Abdurrahman Azzam Paşa'dan yüzyıllar evvel safların denetlenmesi işini bizzat Kudüs fatihi Selahaddin Eyyübi deruhte etmiş ve üstlenmiştir. Bir youtube kaydında Mısırlı tabirci Tamir İbrahim savaş ortamında Selahaddin Eyyübi'nin çadırları dolaştığını ve denetlediğini ve çadırlarda ibadet ehlini gördükçe 'Kudüs'ü kurtaracak nesil zuhur ediyor' dediğini aktarıyor. Kendisini eğlenceye kaptıran gayretsiz kimselerin bulunduğu çadırları dolaştıkça da 'fethi bunlar geciktirecek' şeklinde ah-vah edermiş. Dertlenirmiş. Nesiller olgu seviyesinde olmadıkça beklenen zafer gelmez. Arapça bir deyimde ifade edildiği gibi ancak 'meali'yel umur' yüce değerlerle bezenmiş ve inanmış nesiller beklenen hedefleri gerçekleştirirler. 'Sefasifi'l umur' denilen değersiz işlerle ilgilenenler veya kendilerini eğlenceye kaptıranlar hayal kırıklığı üretirler. İdealleri ve milletlerini yüzüstü ve yarı yolda bırakırlar. (https://www. youtube. com/ watch?v= ffHKmFaYT9Y) Fetih hep aynı kapıya çıkıyor. Cami kapısına… Batı'da yaşayan Suriye kökenli fikir ve edebiyat adamı Adonis, Suriye'de olduğu gibi cami çıkışlı bir devrimi benimsemeyeceğini ve sahiplenmeyeceğini söylemiştir. Çünkü karşı kampın adamıdır.
Dünya düzenini adalet üzerine Müslümanlar kuracak!
İsrail'in ve ona arka çıkan dünya düzeninin yalpaladığını ve tökezlediğini görebiliyoruz. Baba Bush sürekli yeni dünya düzeninden bahsederdi. Onun bahsettiği düzen eskidi ve eski dünya düzeni haline geldi. İsrail de kutsal topraklar üzerindeki son çırpınışlarını yaşıyor. İster Zülkarneyn isterse beklenen halife denilsin yıkılmakta olan dünya düzenini Müslümanlar adalet esası üzerine ikame edecek ve yenileyeceklerdir.
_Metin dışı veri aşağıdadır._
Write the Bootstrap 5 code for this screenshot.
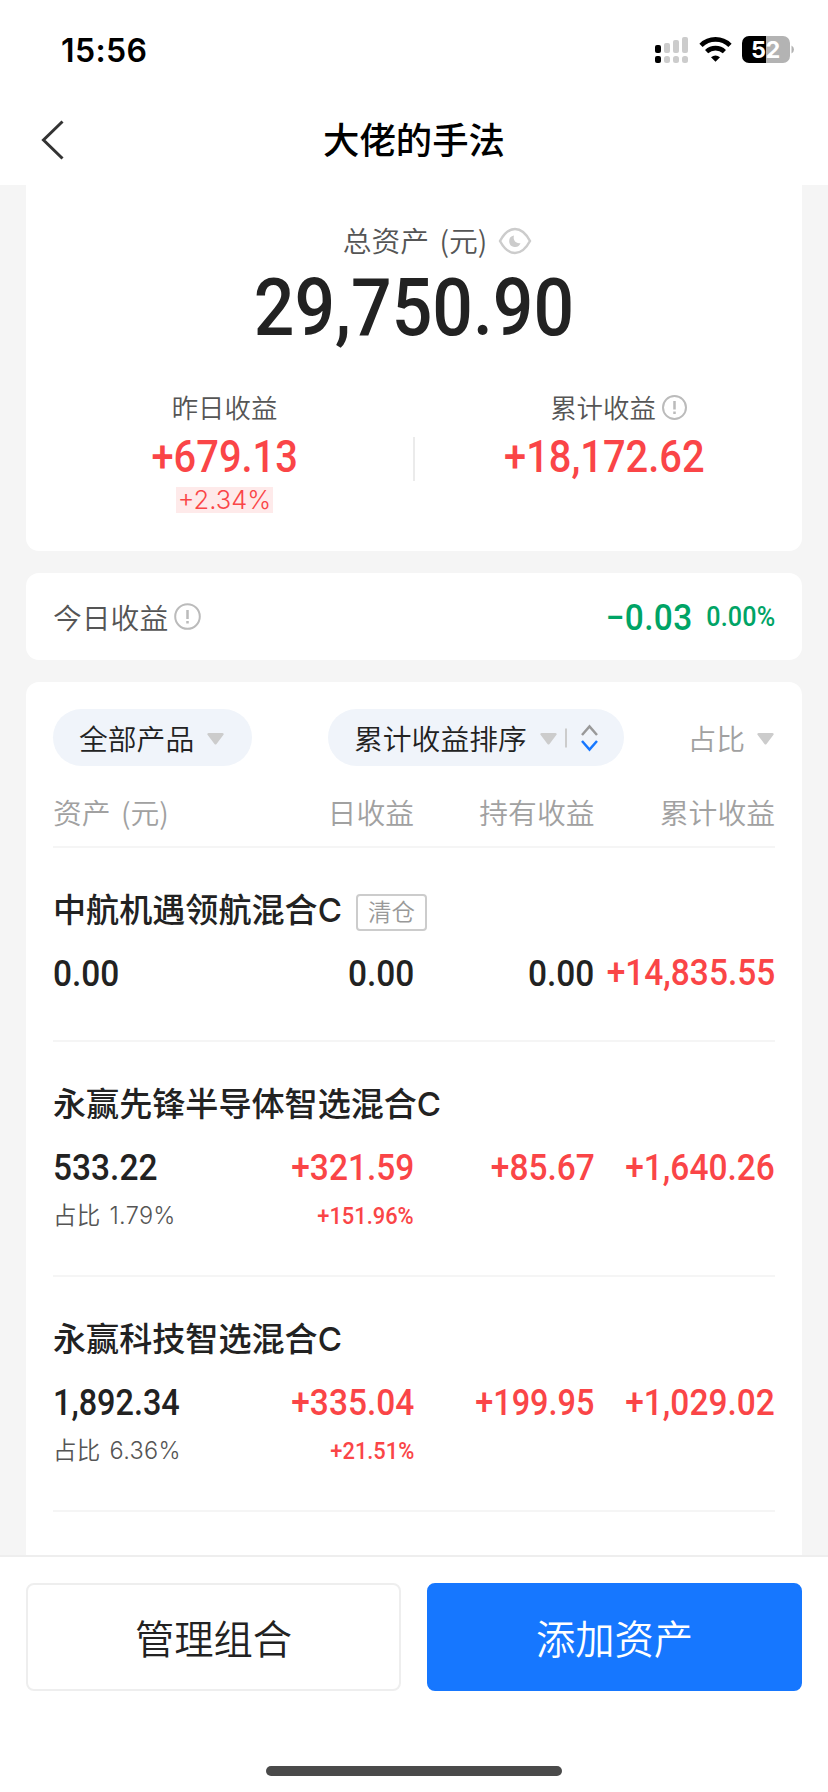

Cezayirli yazarlardan Ebu Cerre Sultani 'Mirasu'n nübüvve kıyemun ve ahlak' başlıklı yazısında Doğu ve Batı'da eskiyen düzeni adalet üzerinden Müslümanların yeniden kuracağını ifade etmektedir. Zülkarneyn'in izinden giden atideki yeni nesiller mustazaf kitleleri dip dalgadan çekip alacak ve onları yeryüzünün efendileri yapacak bir döneme imza atacaktır. Müslümanlar yeniden semanın öğrencileri olduklarında yeryüzünün muallimleri haline geleceklerdir. Böylece özlenen nizam-ı alem yeniden tesis edilecektir. Ayak sesleri duyulmaya başlamıştır.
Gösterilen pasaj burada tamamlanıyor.